Records with interface code
:::
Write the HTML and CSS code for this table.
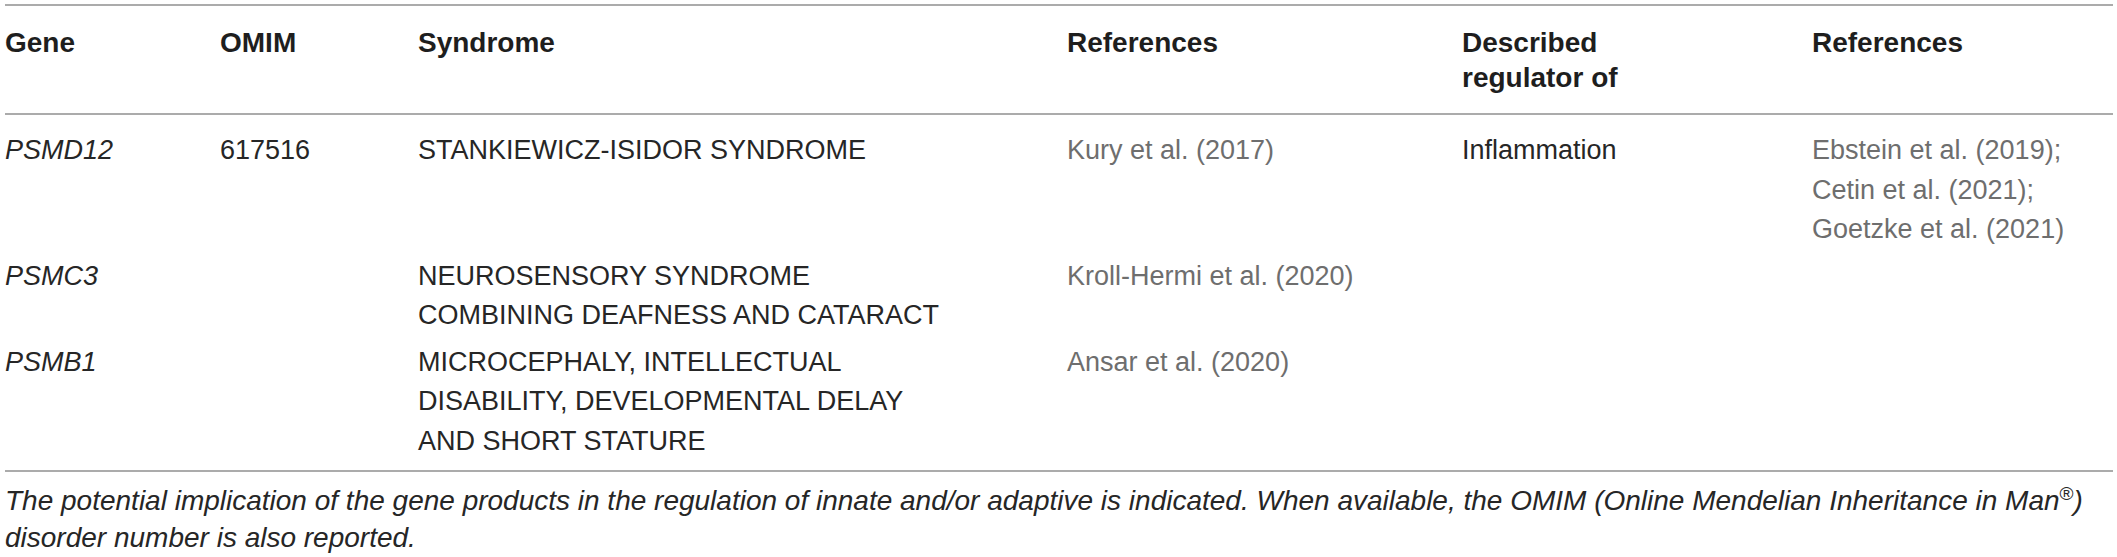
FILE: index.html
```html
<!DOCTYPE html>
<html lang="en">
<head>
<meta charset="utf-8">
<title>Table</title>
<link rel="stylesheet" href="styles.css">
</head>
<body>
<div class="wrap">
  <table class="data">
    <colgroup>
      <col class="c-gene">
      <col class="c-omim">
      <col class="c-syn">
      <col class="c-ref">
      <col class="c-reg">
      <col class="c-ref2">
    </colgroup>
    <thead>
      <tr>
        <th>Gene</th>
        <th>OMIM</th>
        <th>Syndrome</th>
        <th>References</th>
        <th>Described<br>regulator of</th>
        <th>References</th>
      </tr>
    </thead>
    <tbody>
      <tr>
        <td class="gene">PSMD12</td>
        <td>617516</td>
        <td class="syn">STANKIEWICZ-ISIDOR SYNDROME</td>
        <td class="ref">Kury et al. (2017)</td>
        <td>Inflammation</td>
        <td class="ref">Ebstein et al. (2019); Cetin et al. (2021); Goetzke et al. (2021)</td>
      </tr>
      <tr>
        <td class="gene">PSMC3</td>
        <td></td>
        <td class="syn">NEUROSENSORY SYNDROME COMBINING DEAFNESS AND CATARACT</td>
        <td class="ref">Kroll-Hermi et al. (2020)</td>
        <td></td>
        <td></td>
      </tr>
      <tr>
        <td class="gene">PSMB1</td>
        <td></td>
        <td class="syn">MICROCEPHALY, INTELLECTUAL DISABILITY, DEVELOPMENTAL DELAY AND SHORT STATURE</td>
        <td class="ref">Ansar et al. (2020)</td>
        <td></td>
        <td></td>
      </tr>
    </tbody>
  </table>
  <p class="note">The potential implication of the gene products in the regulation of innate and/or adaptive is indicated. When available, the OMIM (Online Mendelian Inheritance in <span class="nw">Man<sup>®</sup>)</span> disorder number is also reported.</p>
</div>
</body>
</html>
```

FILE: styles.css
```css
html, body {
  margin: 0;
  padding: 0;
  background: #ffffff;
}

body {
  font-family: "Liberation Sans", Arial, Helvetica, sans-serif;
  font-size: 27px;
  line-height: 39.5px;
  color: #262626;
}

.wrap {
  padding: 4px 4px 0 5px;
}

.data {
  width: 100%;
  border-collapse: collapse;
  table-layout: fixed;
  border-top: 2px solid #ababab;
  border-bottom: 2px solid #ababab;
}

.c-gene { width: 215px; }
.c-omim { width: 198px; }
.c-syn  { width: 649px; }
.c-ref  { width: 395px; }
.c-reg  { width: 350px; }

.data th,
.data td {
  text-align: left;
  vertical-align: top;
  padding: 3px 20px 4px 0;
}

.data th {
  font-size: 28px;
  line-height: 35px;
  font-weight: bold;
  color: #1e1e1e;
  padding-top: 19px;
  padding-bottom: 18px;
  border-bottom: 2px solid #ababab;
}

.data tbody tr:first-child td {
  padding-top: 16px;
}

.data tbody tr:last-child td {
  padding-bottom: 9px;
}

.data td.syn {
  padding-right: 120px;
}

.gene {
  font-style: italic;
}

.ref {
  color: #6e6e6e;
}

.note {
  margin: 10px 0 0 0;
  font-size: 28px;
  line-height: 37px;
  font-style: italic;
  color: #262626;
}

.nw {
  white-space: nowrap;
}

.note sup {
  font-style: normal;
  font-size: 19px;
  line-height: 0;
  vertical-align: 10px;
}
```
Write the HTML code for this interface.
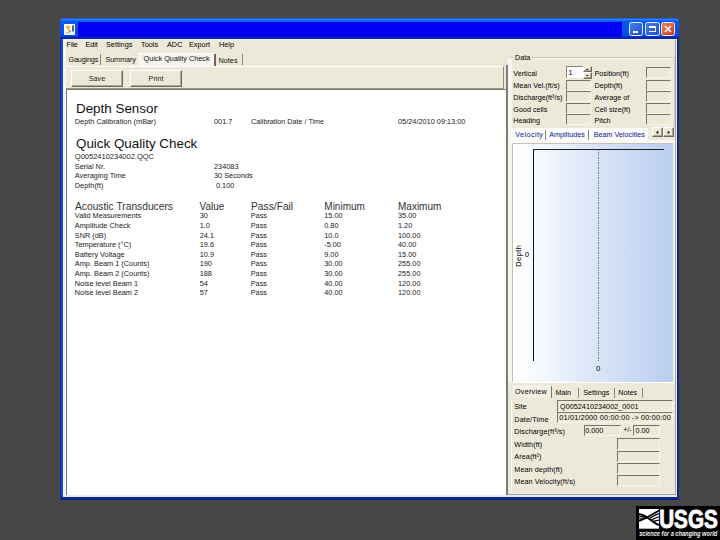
:::
## Description of the task
Write out the full set of lines verbatim, without the pictures.

## Correct output
Write the HTML and CSS code for this table.
FILE: index.html
```html
<!DOCTYPE html>
<html lang="en">
<head>
<meta charset="utf-8">
<title>Table</title>
<link rel="stylesheet" href="styles.css">
</head>
<body>
<div class="wrap">
  <table class="data">
    <colgroup>
      <col class="c-gene">
      <col class="c-omim">
      <col class="c-syn">
      <col class="c-ref">
      <col class="c-reg">
      <col class="c-ref2">
    </colgroup>
    <thead>
      <tr>
        <th>Gene</th>
        <th>OMIM</th>
        <th>Syndrome</th>
        <th>References</th>
        <th>Described<br>regulator of</th>
        <th>References</th>
      </tr>
    </thead>
    <tbody>
      <tr>
        <td class="gene">PSMD12</td>
        <td>617516</td>
        <td class="syn">STANKIEWICZ-ISIDOR SYNDROME</td>
        <td class="ref">Kury et al. (2017)</td>
        <td>Inflammation</td>
        <td class="ref">Ebstein et al. (2019); Cetin et al. (2021); Goetzke et al. (2021)</td>
      </tr>
      <tr>
        <td class="gene">PSMC3</td>
        <td></td>
        <td class="syn">NEUROSENSORY SYNDROME COMBINING DEAFNESS AND CATARACT</td>
        <td class="ref">Kroll-Hermi et al. (2020)</td>
        <td></td>
        <td></td>
      </tr>
      <tr>
        <td class="gene">PSMB1</td>
        <td></td>
        <td class="syn">MICROCEPHALY, INTELLECTUAL DISABILITY, DEVELOPMENTAL DELAY AND SHORT STATURE</td>
        <td class="ref">Ansar et al. (2020)</td>
        <td></td>
        <td></td>
      </tr>
    </tbody>
  </table>
  <p class="note">The potential implication of the gene products in the regulation of innate and/or adaptive is indicated. When available, the OMIM (Online Mendelian Inheritance in <span class="nw">Man<sup>®</sup>)</span> disorder number is also reported.</p>
</div>
</body>
</html>
```

FILE: styles.css
```css
html, body {
  margin: 0;
  padding: 0;
  background: #ffffff;
}

body {
  font-family: "Liberation Sans", Arial, Helvetica, sans-serif;
  font-size: 27px;
  line-height: 39.5px;
  color: #262626;
}

.wrap {
  padding: 4px 4px 0 5px;
}

.data {
  width: 100%;
  border-collapse: collapse;
  table-layout: fixed;
  border-top: 2px solid #ababab;
  border-bottom: 2px solid #ababab;
}

.c-gene { width: 215px; }
.c-omim { width: 198px; }
.c-syn  { width: 649px; }
.c-ref  { width: 395px; }
.c-reg  { width: 350px; }

.data th,
.data td {
  text-align: left;
  vertical-align: top;
  padding: 3px 20px 4px 0;
}

.data th {
  font-size: 28px;
  line-height: 35px;
  font-weight: bold;
  color: #1e1e1e;
  padding-top: 19px;
  padding-bottom: 18px;
  border-bottom: 2px solid #ababab;
}

.data tbody tr:first-child td {
  padding-top: 16px;
}

.data tbody tr:last-child td {
  padding-bottom: 9px;
}

.data td.syn {
  padding-right: 120px;
}

.gene {
  font-style: italic;
}

.ref {
  color: #6e6e6e;
}

.note {
  margin: 10px 0 0 0;
  font-size: 28px;
  line-height: 37px;
  font-style: italic;
  color: #262626;
}

.nw {
  white-space: nowrap;
}

.note sup {
  font-style: normal;
  font-size: 19px;
  line-height: 0;
  vertical-align: 10px;
}
```
Write the HTML code for this interface.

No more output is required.